In this 5 part series, we discussed Bitcoin’s application as a tool for social impact, namely in the context of diversity and inclusion, the remittance market, foreign aid, and as we have just touched upon, inflation.
As one of the most principal pillars of the ‘S’ in ESG, we initially explored Bitcoin’s compatibility with diversity and inclusion and its potential to address the current hurdles facing the 1.7 billion unbanked and underbanked population. With only a basic smartphone and an internet connection, Bitcoin can be used by anyone around the globe, offering an inclusive digital payment method.
Moreover, we delved deep into the complexities of the global remittance market, and its presently high and variable cross-border costs and transfer times.
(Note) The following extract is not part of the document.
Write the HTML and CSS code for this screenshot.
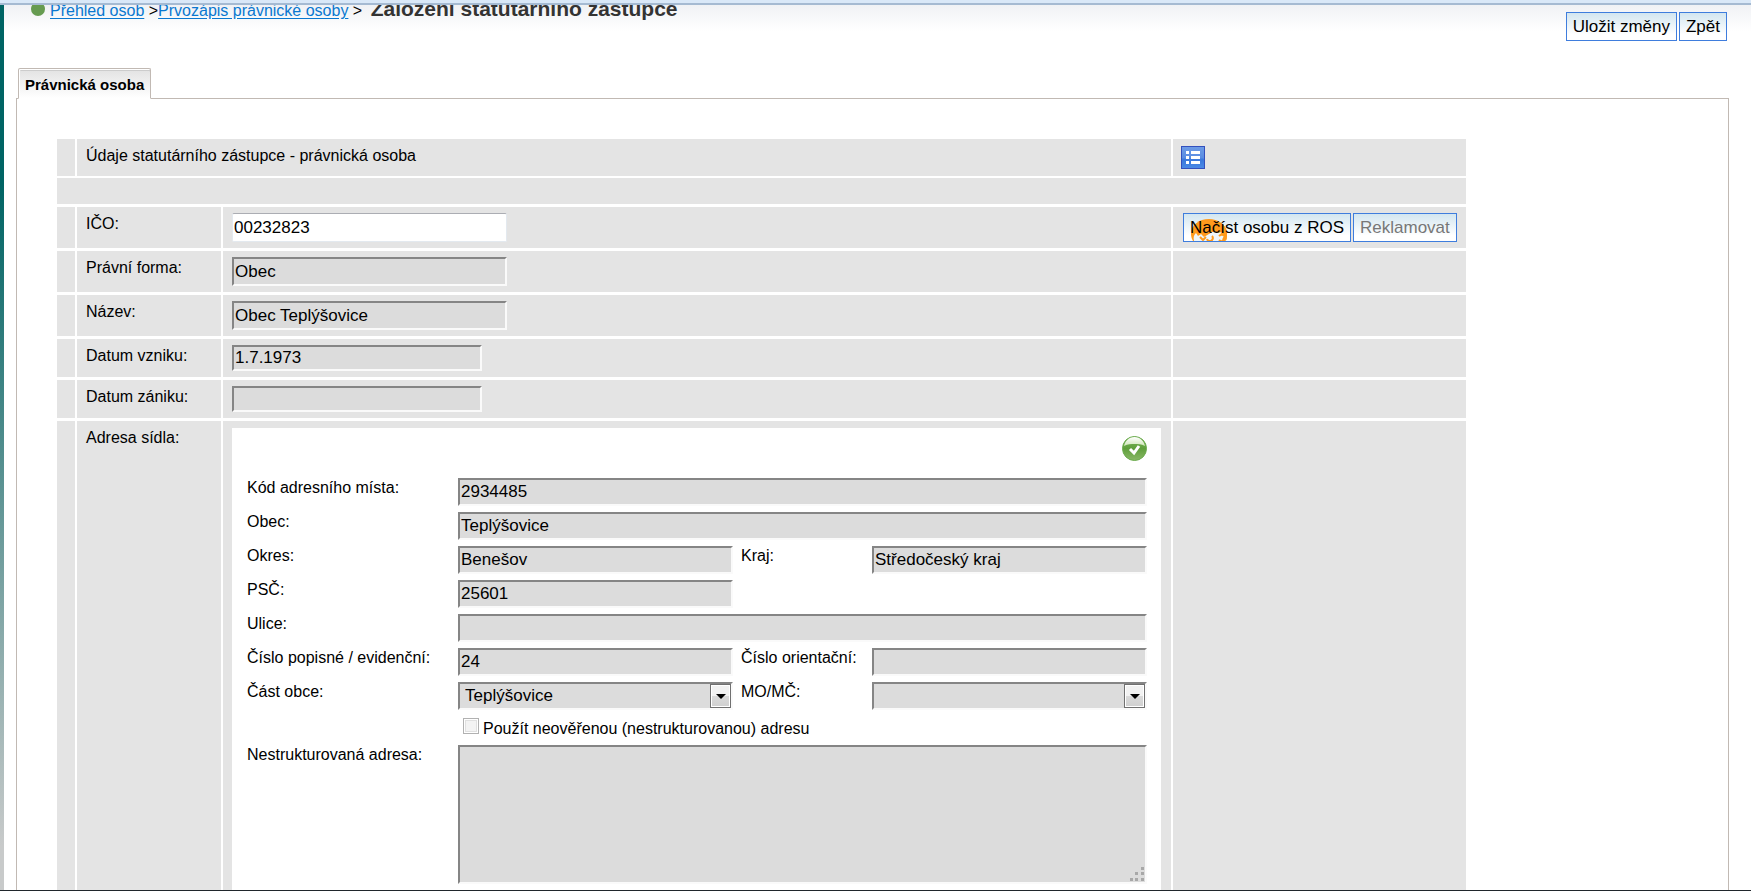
FILE: index.html
```html
<!DOCTYPE html>
<html lang="cs">
<head>
<meta charset="utf-8">
<title>Založení statutárního zástupce</title>
<link rel="stylesheet" href="styles.css">
</head>
<body>
<div class="app">
  <div class="topbar"></div>
  <div class="workspace">
    <div class="side-strip"></div>
    <main class="page">
      <header class="page-head">
        <nav class="breadcrumb">
          <span class="status-dot"></span>
          <div><a href="#">Přehled osob</a> &gt;<a href="#">Prvozápis právnické osoby</a> &gt; <h1 class="title">Založení statutárního zástupce</h1></div>
        </nav>
        <div class="actions">
          <button class="btn" type="button">Uložit změny</button>
          <button class="btn" type="button">Zpět</button>
        </div>
      </header>

      <div class="tabs"><button class="tab" type="button">Právnická osoba</button></div>

      <section class="panel">
        <form class="form">
          <div class="row heading">
            <div class="cell"></div>
            <div class="cell wide">Údaje statutárního zástupce - právnická osoba</div>
            <div class="cell tools">
              <button class="icon-btn" type="button" aria-label="Seznam">
                <svg width="24" height="23" viewBox="0 0 24 23">
                  <defs><linearGradient id="blue" x1="0" y1="0" x2="0" y2="1"><stop offset="0" stop-color="#6d9be6"/><stop offset=".5" stop-color="#5a8de2"/><stop offset=".6" stop-color="#3a78dc"/><stop offset="1" stop-color="#4b8ae6"/></linearGradient></defs>
                  <rect x=".5" y=".5" width="23" height="22" fill="url(#blue)" stroke="#3350bd"/>
                  <path d="M5 5h3v3H5zM10 5h9v3h-9zM5 10h3v3H5zM10 10h9v3h-9zM5 15h3v3H5zM10 15h9v3h-9z" fill="#fff"/>
                </svg>
              </button>
            </div>
          </div>
          <div class="row spacer"><div class="cell"></div></div>
          <div class="row">
            <div class="cell"></div>
            <label class="cell label" for="ico">IČO:</label>
            <div class="cell value"><input class="field medium editable" id="ico" type="text" value="00232823"></div>
            <div class="cell buttons">
              <button class="btn load" type="button">
                <svg class="load-icon" width="36" height="22" viewBox="0 0 36 22">
                  <path d="M0 15C0 6 8 0 18 0c9 0 16 5 18 12v6c-1 2-3 4-5 4H2c-1-2-2-4-2-7z" fill="#ff9a1c"/>
                  <path d="M3 22c-1-4 0-6 2-8l2 3 3-2 3 3 5-3 5-3 4 2 4-1 2 5-2 4z" fill="#eef6fa"/>
                  <path d="M9 18l3 3 3-3M16 20a3 3 0 1 0 5-3M28 17a4 3 0 1 1 0 4M30 14l4 3-2 4" fill="none" stroke="#ff9a1c" stroke-width="2"/>
                </svg>
                <span class="load-text">Načíst osobu z ROS</span>
              </button>
              <button class="btn" type="button" disabled>Reklamovat</button>
            </div>
          </div>
          <div class="row">
            <div class="cell"></div>
            <label class="cell label" for="forma">Právní forma:</label>
            <div class="cell value"><input class="field medium" id="forma" type="text" value="Obec" readonly></div>
            <div class="cell"></div>
          </div>
          <div class="row">
            <div class="cell"></div>
            <label class="cell label" for="nazev">Název:</label>
            <div class="cell value"><input class="field medium" id="nazev" type="text" value="Obec Teplýšovice" readonly></div>
            <div class="cell"></div>
          </div>
          <div class="row">
            <div class="cell"></div>
            <label class="cell label" for="vznik">Datum vzniku:</label>
            <div class="cell value"><input class="field date" id="vznik" type="text" value="1.7.1973" readonly></div>
            <div class="cell"></div>
          </div>
          <div class="row">
            <div class="cell"></div>
            <label class="cell label" for="zanik">Datum zániku:</label>
            <div class="cell value"><input class="field date" id="zanik" type="text" readonly></div>
            <div class="cell"></div>
          </div>
          <div class="row">
            <div class="cell"></div>
            <div class="cell label">Adresa sídla:</div>
            <div class="cell value">
              <div class="address">
                <div class="address-status">
                  <svg width="25" height="25" viewBox="0 0 25 25" role="img" aria-label="Ověřeno">
                    <defs>
                      <linearGradient id="ball" x1="0" y1="0" x2="0" y2="1"><stop offset="0" stop-color="#7db85e"/><stop offset=".5" stop-color="#5f9f3c"/><stop offset="1" stop-color="#8ab866"/></linearGradient>
                      <linearGradient id="gloss" x1="0" y1="0" x2="0" y2="1"><stop offset="0" stop-color="#fff"/><stop offset="1" stop-color="#cfe6b8"/></linearGradient>
                    </defs>
                    <circle cx="12.500" cy="12.500" r="12" fill="url(#ball)" stroke="#6bab4d"/>
                    <path d="M2 10C3 5 7 1 12.500 1S22 5 23 10C19 8 16 8 12.500 8S6 8 2 10z" fill="url(#gloss)"/>
                    <path d="M8 13l4 4 5-7" fill="none" stroke="#fff" stroke-width="3"/>
                  </svg>
                </div>
                <div class="address-grid">
                  <label for="kod">Kód adresního místa:</label>
                  <input class="field span" id="kod" type="text" value="2934485" readonly>
                  <label for="obec">Obec:</label>
                  <input class="field span" id="obec" type="text" value="Teplýšovice" readonly>
                  <label for="okres">Okres:</label>
                  <input class="field" id="okres" type="text" value="Benešov" readonly>
                  <label for="kraj">Kraj:</label>
                  <input class="field" id="kraj" type="text" value="Středočeský kraj" readonly>
                  <label for="psc">PSČ:</label>
                  <input class="field first" id="psc" type="text" value="25601" readonly>
                  <label class="start" for="ulice">Ulice:</label>
                  <input class="field span" id="ulice" type="text" readonly>
                  <label for="cp">Číslo popisné / evidenční:</label>
                  <input class="field" id="cp" type="text" value="24" readonly>
                  <label for="co">Číslo orientační:</label>
                  <input class="field" id="co" type="text" readonly>
                  <label for="cast">Část obce:</label>
                  <div class="select-wrap">
                    <select class="field select" id="cast"><option>Teplýšovice</option></select>
                    <span class="arrow"><svg width="10" height="5" viewBox="0 0 10 5"><path d="M0 0h10L5 5z"/></svg></span>
                  </div>
                  <label for="mo">MO/MČ:</label>
                  <div class="select-wrap">
                    <select class="field select" id="mo"><option></option></select>
                    <span class="arrow"><svg width="10" height="5" viewBox="0 0 10 5"><path d="M0 0h10L5 5z"/></svg></span>
                  </div>
                  <div class="check">
                    <input class="checkbox" id="neover" type="checkbox" disabled>
                    <label class="check-label" for="neover">Použít neověřenou (nestrukturovanou) adresu</label>
                  </div>
                  <label for="nestr">Nestrukturovaná adresa:</label>
                  <div class="area-wrap span">
                    <textarea class="field area" id="nestr" readonly></textarea>
                    <svg class="grip" width="16" height="16" viewBox="0 0 16 16"><path d="M12 1h3v3h-3zM6 6h3v3H6zM12 6h3v3h-3zM1 12h3v3H1zM6 12h3v3H6zM12 12h3v3h-3z"/></svg>
                  </div>
                </div>
              </div>
            </div>
            <div class="cell"></div>
          </div>
        </form>
      </section>
    </main>
  </div>
  <div class="bottombar"></div>
</div>
</body>
</html>
```
FILE: styles.css
```css
* { box-sizing: border-box; }

body {
  margin: 0;
  background: #fff;
  color: #000;
  font: 16px/18px "Liberation Sans", Arial, sans-serif;
}

.app {
  display: flex;
  flex-direction: column;
  height: 100vh;
  overflow: hidden;
}

.topbar {
  flex: none;
  height: 5px;
  background: #d9e8f8;
  border-bottom: 2px solid #a5bad2;
}

.bottombar { flex: none; height: 1px; background: #20262c; }

.workspace { flex: 1; min-height: 0; display: flex; }

.side-strip {
  flex: none;
  width: 4px;
  background: linear-gradient(#006464 20%, #c8caca 95%);
}

.page {
  flex: 1;
  min-width: 0;
  overflow: auto;
  scrollbar-width: none;
  padding: 0 22px 0 12px;
  background: linear-gradient(#f0f2f5, #fff 26px);
}

.page-head {
  display: flex;
  justify-content: space-between;
  align-items: flex-start;
  height: 63px;
}

.breadcrumb { display: flex; gap: 5px; padding-left: 15px; margin-top: -8px; line-height: 24px; }
.breadcrumb a { color: #0a78d0; text-decoration: underline; text-underline-offset: 2px; }
.status-dot { width: 14px; height: 14px; margin-top: 5px; border-radius: 50%; background: #669b51; }
.title { display: inline; margin: 0 0 0 4px; font-size: 21px; line-height: 24px; color: #333; }

.actions { display: flex; gap: 2px; padding: 7px 2px 0 0; }

.btn {
  position: relative;
  height: 29px;
  padding: 1px 6px 0;
  border: 1px solid #3f7ddd;
  background: linear-gradient(#d3e6f0, #fff 80%);
  color: #000;
  font: 17px/20px "Liberation Sans", Arial, sans-serif;
  white-space: nowrap;
}
.btn:disabled { color: #777; }
.load-icon { position: absolute; left: 7px; top: 5px; }
.load-text { position: relative; }

.tabs { display: flex; padding-left: 2px; }
.tab {
  position: relative;
  height: 31px;
  margin-bottom: -1px;
  padding: 3px 6px 0;
  border: 1px solid #c1b9b3;
  border-bottom-color: #fff;
  border-radius: 2px 2px 0 0;
  background: linear-gradient(#e2e2e2, #fff);
  box-shadow: inset 1px 1px #fff, inset 0 2px #ccc;
  font: bold 15px/18px "Liberation Sans", Arial, sans-serif;
}

.panel { padding: 40px; border: 1px solid #c1b9b3; }

.form {
  display: flex;
  flex-direction: column;
  gap: 3px;
  max-width: 1409px;
}

.row {
  display: grid;
  grid-template-columns: 18px 144px minmax(0, 1fr) 293px;
  gap: 2px;
}
.spacer { grid-template-columns: 1fr; height: 26px; }
.heading { height: 36px; }
.cell { background: #e4e4e4; }
.wide { grid-column: 2 / 4; padding: 8px 9px; }
.label { padding: 8px 9px; }
.value { padding: 6px 10px 6px 9px; display: flex; }
.tools { padding: 7px 8px; }
.icon-btn { display: block; padding: 0; border: 0; background: none; }
.icon-btn svg { display: block; }
.buttons { display: flex; gap: 2px; padding: 6px 10px; }

.field {
  width: 100%;
  min-width: 0;
  height: 28px;
  margin: 0;
  padding: 0 1px;
  border: 2px solid;
  border-color: #858585 #fafafa #fafafa #858585;
  border-radius: 0;
  outline: 0;
  background: #dcdcdc;
  color: #000;
  font: 17px/20px "Liberation Sans", Arial, sans-serif;
}
.medium { width: 275px; height: 29px; }
.date { width: 250px; height: 26px; }
.editable {
  background: #fff;
  border: 1px solid #e3e9ef;
  border-top-color: #abadb3;
  border-radius: 2px;
}

.address { flex: 1; min-width: 0; margin-top: 1px; background: #fff; padding: 8px 14px 30px 15px; }
.address-status { display: flex; justify-content: flex-end; height: 42px; }
.address-grid {
  display: grid;
  grid-template-columns: 203px minmax(0, 1fr) 123px minmax(0, 1fr);
  column-gap: 8px;
  row-gap: 6px;
}
.address-grid > label { padding-top: 1px; }
.span { grid-column: 2 / 5; }
.start { grid-column: 1; }

.select-wrap { position: relative; display: flex; }
.select { appearance: none; padding: 0 24px 0 5px; }
.arrow {
  position: absolute;
  top: 2px;
  right: 2px;
  width: 21px;
  height: 24px;
  display: flex;
  align-items: center;
  justify-content: center;
  border: 1px solid #707070;
  box-shadow: inset 0 0 0 1px #fff;
  background: linear-gradient(#f2f2f2 50%, #dadada 50%, #cfcfcf);
  pointer-events: none;
}

.check { grid-column: 2 / 5; display: flex; gap: 4px; height: 23px; padding: 2px 5px 0; }
.checkbox {
  appearance: none;
  width: 16px;
  height: 16px;
  margin: 0;
  border: 1px solid #b1b1b1;
  background: #f3f3f3;
  box-shadow: inset 0 0 0 1px #fff, inset 0 0 0 2px #e0e0e0;
}
.check-label { padding-top: 2px; }

.area-wrap { position: relative; display: flex; }
.area { height: 139px; resize: none; }
.grip { position: absolute; right: 2px; bottom: 2px; fill: #a8a8a8; }
```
With Bitcoin’s layer 2 solution, the Lightning Network, people are able to send remittances via the network with little to no cost, with many already doing so in countries like El Salvador.
The lack of intermediaries was the central focus in our following piece, foreign aid, where we highlighted the current system’s inefficiencies, and explored how the Ukrainian Government’s “Aid for Ukraine” initiative utilised Bitcoin to deliver aid during a crisis.
Finally, we end our series by unpacking the role Bitcoin may have in the face of unstable and inflationary sovereign currency. Unlike fiat currencies, Bitcoin’s supply is both fixed and known, meaning it cannot be subject to poor monetary policy under any individual or authority which has led to hyperinflation in many countries.
Together, we highlighted the ability that Bitcoin’s secure peer-to-peer network has to allow for social impact to be made. As we have established throughout - Bitcoin is simply a widely accessible technology that doesn’t necessarily do anything by itself. However, those willing to do so can utilise its power to promote social development across the financial system, especially when the status quo may be inefficient or inaccessible.